Other works that reference The Tempest:

  • The Chronicles of Narnia: The Voyage of the Dawn Treader has the magicians Coriakin and Ramandu, who are both stars in human form and Expies of Prospero. The former was exiled to an island inhabited by foolish and unruly dwarf-like creatures known as the Duffers, and has to rule them with the use of "rough magic" (he directly quotes Prospero when he describes his magic as such) in order to guide them to wisdom. He helps the protagonists who arrive on his island on a ship with a crew of sailors, and dreams of returning to the sky once his exile is over. The latter came to inhabit another island with his beautiful daughter. He also welcomes the sailors, the ship's captain Prince Caspian falls in love with his daughter, and eventually marries her.
  • In The Collector by John Fowles, the Villain Protagonist captures a beautiful young lady called Miranda, hoping that he will eventually be able to make her love him. She compares him to Caliban, while he tells her that his first name is Ferdinand.

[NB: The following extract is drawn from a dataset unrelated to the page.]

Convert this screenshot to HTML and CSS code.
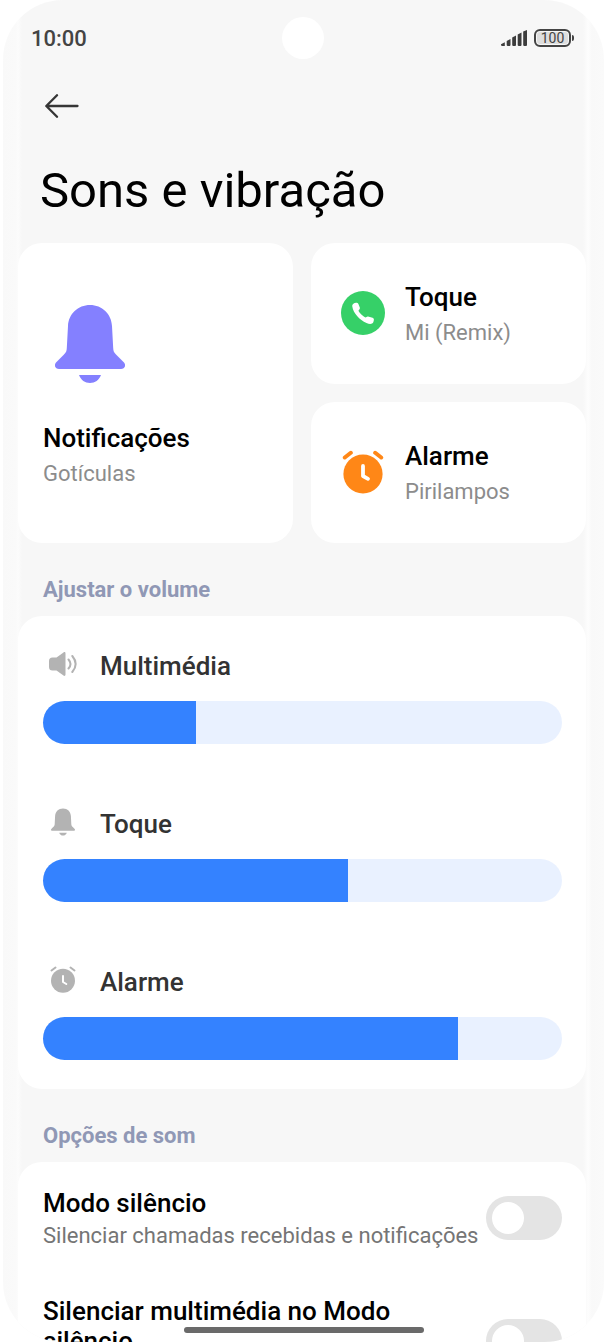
FILE: index.html
```html
<!DOCTYPE html>
<html lang="pt">
<head>
<meta charset="utf-8">
<meta name="viewport" content="width=device-width, initial-scale=1">
<title>Sons e vibração</title>
<link rel="stylesheet" href="styles.css">
</head>
<body>
<div class="screen">
  <header class="status">
    <span class="time">10:00</span>
    <span class="camera"></span>
    <span class="indicators">
      <svg class="signal" viewBox="0 0 26 17" aria-hidden="true">
        <g fill="#3d3d3d">
          <path d="M0 14.3L3.8 12.2V16H1.4Q0 16 0 15z"/>
          <path d="M5.700 11L9.500 9V15.2L8.8 16H6.5L5.700 15.2z"/>
          <path d="M11.2 7.600L15 5.600V15.2L14.3 16H12L11.2 15.2z"/>
          <path d="M16.700 4.400L20.500 2.400V15.2L19.8 16H17.500L16.700 15.2z"/>
          <path d="M22.2 1.500L26 0V15.2L25.3 16H23L22.2 15.2z"/>
        </g>
      </svg>
      <span class="battery">100</span>
    </span>
  </header>

  <button class="back" type="button" aria-label="Voltar">
    <svg viewBox="0 0 34 24" aria-hidden="true"><path d="M32.500 12H1.500M12 1.200L1.300 12L12 22.800" fill="none" stroke="#363636" stroke-width="2.300" stroke-linecap="round" stroke-linejoin="round"/></svg>
  </button>
  <h1 class="title">Sons e vibração</h1>

  <main>
    <div class="tiles">
      <button class="tile tile-large" type="button">
        <svg class="icon-bell" viewBox="0 0 70 78" aria-hidden="true">
          <path fill="#8480ff" d="M35 0C47 0 56.500 9 57 21L58.200 43C58.300 46 59 47.500 61 49.500L69 57.500C71.500 60.500 69.500 64 66 64H4C.5 64-1.500 60.500 1 57.500L9 49.500C11 47.500 11.700 46 11.800 43L13 21C13.500 9 23 0 35 0zM24 70H46C44.200 75 40 78 35 78C30 78 25.800 75 24 70z"/>
        </svg>
        <span class="tile-text"><span class="name">Notificações</span><span class="value">Gotículas</span></span>
      </button>
      <button class="tile" type="button">
        <svg class="icon-tile" viewBox="0 0 44 44" aria-hidden="true">
          <circle cx="22" cy="22" r="22" fill="#36d068"/>
          <path fill="#fff" d="M12.400 12.800C14 11.300 16.800 11.400 17.500 13.200L18.800 16.500C19.300 18 18 18.600 17.500 19.600C17.100 20.600 22.500 26.200 24.500 26.400C25.500 26.400 25.700 25.300 27 25.500L31.600 26.800C33.500 27.500 33 29.500 32.300 31.200C31.300 33.300 28.500 33.300 25.500 32C18.500 29 12.200 22 11.300 15.500C11.200 14.200 11.500 13.500 12.400 12.800z"/>
        </svg>
        <span class="tile-text"><span class="name">Toque</span><span class="value">Mi (Remix)</span></span>
      </button>
      <button class="tile" type="button">
        <svg class="icon-tile" viewBox="0 0 44 44" aria-hidden="true">
          <g fill="none" stroke="#ff8717" stroke-width="4" stroke-linecap="round"><path d="M3.800 7.500L9.800 2.800M40.200 7.500L34.200 2.800"/></g>
          <circle cx="22" cy="24" r="19.600" fill="#ff8717"/>
          <path d="M22 16V26L27 28.800" fill="none" stroke="#fff" stroke-width="3.800" stroke-linecap="round" stroke-linejoin="round"/>
        </svg>
        <span class="tile-text"><span class="name">Alarme</span><span class="value">Pirilampos</span></span>
      </button>
    </div>

    <h2 class="section">Ajustar o volume</h2>
    <section class="card volumes">
      <div class="volume">
        <label for="media">
          <svg class="icon-small" viewBox="0 0 30 30" aria-hidden="true">
            <path fill="#b3b3b3" d="M4.500 8.500H8.500L15.500 3.400C16.500 2.800 17.500 3.200 17.500 4.400V25.600C17.500 26.800 16.500 27.200 15.500 26.600L8.500 21.500H4.500Q1 21.500 1 18V12Q1 8.500 4.500 8.500z"/>
            <path d="M20.500 10.500Q24.500 15 20.500 19.500M24.300 7Q31 15 24.300 23" fill="none" stroke="#b3b3b3" stroke-width="2" stroke-linecap="round"/>
          </svg>Multimédia</label>
        <input class="slider" id="media" type="range" min="0" max="200" value="59" style="--level: 29.5%">
      </div>
      <div class="volume">
        <label for="ring">
          <svg class="icon-small" viewBox="0 0 30 30" aria-hidden="true">
            <path fill="#b3b3b3" d="M15 1.500C19.500 1.500 22.700 4.500 22.900 9L23.300 17C23.400 18.500 23.800 19.200 24.800 20.100L26.700 22C27.500 23 27 23.700 26 23.700H4C3 23.700 2.500 23 3.300 22L5.200 20.100C6.200 19.200 6.600 18.500 6.700 17L7.100 9C7.300 4.500 10.500 1.500 15 1.500zM11.200 25.700H18.800C18.200 27.600 16.800 28.500 15 28.500C13.200 28.500 11.800 27.600 11.200 25.700z"/>
          </svg>Toque</label>
        <input class="slider" id="ring" type="range" min="0" max="200" value="118" style="--level: 58.8%">
      </div>
      <div class="volume">
        <label for="alarm">
          <svg class="icon-small" viewBox="0 0 30 30" aria-hidden="true">
            <path d="M3.500 5.500L7.500 2.500M26.500 5.500L22.500 2.500" fill="none" stroke="#b3b3b3" stroke-width="2" stroke-linecap="round"/>
            <circle cx="15" cy="15.800" r="12" fill="#b3b3b3"/>
            <path d="M15 11V17L18.300 19" fill="none" stroke="#fff" stroke-width="2" stroke-linecap="round" stroke-linejoin="round"/>
          </svg>Alarme</label>
        <input class="slider" id="alarm" type="range" min="0" max="200" value="160" style="--level: 80%">
      </div>
    </section>

    <h2 class="section">Opções de som</h2>
    <section class="card options">
      <div class="option">
        <label for="silent"><span class="name">Modo silêncio</span><span class="hint">Silenciar chamadas recebidas e notificações</span></label>
        <input class="toggle" id="silent" type="checkbox" role="switch">
      </div>
      <div class="option option-tall">
        <label for="mute"><span class="name">Silenciar multimédia no Modo silêncio</span></label>
        <input class="toggle" id="mute" type="checkbox" role="switch">
      </div>
    </section>
  </main>
  <div class="home-bar"></div>
</div>
</body>
</html>
```
FILE: styles.css
```css
* { box-sizing: border-box; }

body {
  margin: 0;
  background: #fff;
  font-family: Roboto, "Noto Sans", sans-serif;
  color: #000;
}

button {
  border: 0;
  font: inherit;
  color: inherit;
  text-align: left;
}

.screen {
  position: relative;
  height: 100vh;
  margin: 0 1px 0 3px;
  padding: 0 18px 0 15px;
  overflow: hidden;
  border-radius: 60px;
  background: linear-gradient(to right,
    #f9f9f9 0, #fafafa 13px, #fcfcfc 15px, #f7f7f7 19px,
    #f7f7f7 calc(100% - 21px), #fdfdfd calc(100% - 16px),
    #f9f9f9 calc(100% - 12px), #fafafa 100%);
}

.status {
  display: grid;
  grid-template-columns: 1fr 42px 1fr;
  align-items: center;
  height: 76px;
  padding: 0 12px 0 13px;
  color: #444;
}

.time {
  font-size: 22px;
  font-weight: 500;
}

.camera {
  height: 42px;
  border-radius: 50%;
  background: #fff;
}

.indicators {
  display: flex;
  align-items: center;
  justify-content: flex-end;
  gap: 7px;
  padding-right: 3px;
}

.signal {
  width: 26px;
  height: 17px;
}

.battery {
  position: relative;
  width: 37px;
  height: 18px;
  border: 2px solid #444;
  border-radius: 6px;
  background: #dedede;
  box-shadow: inset 0 0 0 1px #f7f7f7;
  font-size: 14px;
  font-weight: 400;
  line-height: 15px;
  text-align: center;
}

.battery::after {
  content: "";
  position: absolute;
  top: 4px;
  right: -5px;
  width: 2px;
  height: 6px;
  border-radius: 0 2px 2px 0;
  background: #444;
}

.back {
  display: block;
  margin: 18px 0 0 27px;
  padding: 0;
  background: none;
}

.back svg {
  display: block;
  width: 34px;
  height: 24px;
}

.title {
  margin: 43px 0 0;
  padding: 0 22px;
  font-size: 49px;
  font-weight: 400;
  line-height: 60px;
}

.tiles {
  display: grid;
  grid-template-columns: 1fr 1fr;
  grid-template-rows: 141px 141px;
  gap: 18px;
  margin-top: 22px;
}

.tile {
  display: flex;
  align-items: center;
  gap: 20px;
  padding: 3px 30px 0;
  border-radius: 24px;
  background: #fff;
}

.tile-large {
  grid-row: span 2;
  flex-direction: column;
  align-items: flex-start;
  justify-content: flex-start;
  gap: 40px;
  padding: 62px 25px 0;
}

.icon-bell {
  width: 70px;
  height: 78px;
  margin-left: 12px;
}

.icon-tile {
  width: 44px;
  height: 44px;
  margin-bottom: 4px;
}

.tile-text,
.option label {
  display: flex;
  flex-direction: column;
  gap: 6px;
}

.name {
  font-size: 26px;
  font-weight: 500;
  line-height: 30px;
}

.value {
  font-size: 22px;
  line-height: 30px;
  color: #8c8c8c;
}

.section {
  margin: 0;
  padding: 32px 25px 11px;
  font-size: 22px;
  font-weight: 700;
  line-height: 30px;
  color: #9098b5;
}

.card {
  border-radius: 24px;
  background: #fff;
}

.volumes {
  display: flex;
  flex-direction: column;
  gap: 60px;
  padding: 30px 24px 29px 25px;
}

.volume {
  display: flex;
  flex-direction: column;
  gap: 15px;
}

.volume label {
  display: flex;
  align-items: center;
  gap: 22px;
  padding-left: 5px;
  font-size: 26px;
  font-weight: 500;
  line-height: 40px;
  color: #333;
}

.icon-small {
  width: 30px;
  height: 30px;
  margin-bottom: 4px;
}

.slider {
  width: 100%;
  height: 43px;
  margin: 0;
  appearance: none;
  border-radius: 22px;
  background: linear-gradient(to right, #3482ff var(--level), #e9f1ff var(--level));
}

.slider::-webkit-slider-thumb {
  appearance: none;
  width: 1px;
  height: 43px;
  background: transparent;
}

.options {
  display: flex;
  flex-direction: column;
  gap: 48px;
  padding: 26px 24px 26px 25px;
}

.option {
  display: flex;
  align-items: center;
  justify-content: space-between;
  gap: 4px;
}

.option-tall { min-height: 90px; }

.option-tall label {
  align-self: flex-start;
  max-width: 400px;
}

.hint {
  font-size: 22px;
  line-height: 24px;
  color: #757575;
}

.toggle {
  flex: none;
  width: 76px;
  height: 44px;
  margin: 0;
  padding: 6px;
  appearance: none;
  border-radius: 22px;
  background: #e4e4e4;
}

.toggle::before {
  content: "";
  display: block;
  width: 32px;
  height: 32px;
  border-radius: 50%;
  background: #fff;
}

.toggle:checked { background: #3482ff; }
.toggle:checked::before { margin-left: auto; }

.home-bar {
  position: absolute;
  bottom: 9px;
  left: 50%;
  width: 240px;
  height: 6px;
  margin-left: -120px;
  border-radius: 3px;
  background: #6a6a6a;
}
```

  • In The Magus by the same author, the main character arrives to an island belonging to a mysterious man called Maurice Conchis who styles himself after Prospero, and plays elaborate mind games with the protagonist. On the island, the protagonist also encounters a beautiful young lady reminiscent of Miranda and a Scary Blackman, whom he identifies with Caliban, so he starts thinking of himself as Ferdinand. Though later events imply that it was the protagonist who was given the role of Caliban, since he was motivated more by lust than by actual love in his pursuit of the young woman.
  • She Lover of Death revolves around a suicide club headed by a man who calls himself Prospero. Another member of the club, a creepy man who used to be a sailor and survived on a desert island by cannibalizing his two comrades, uses the alias Caliban.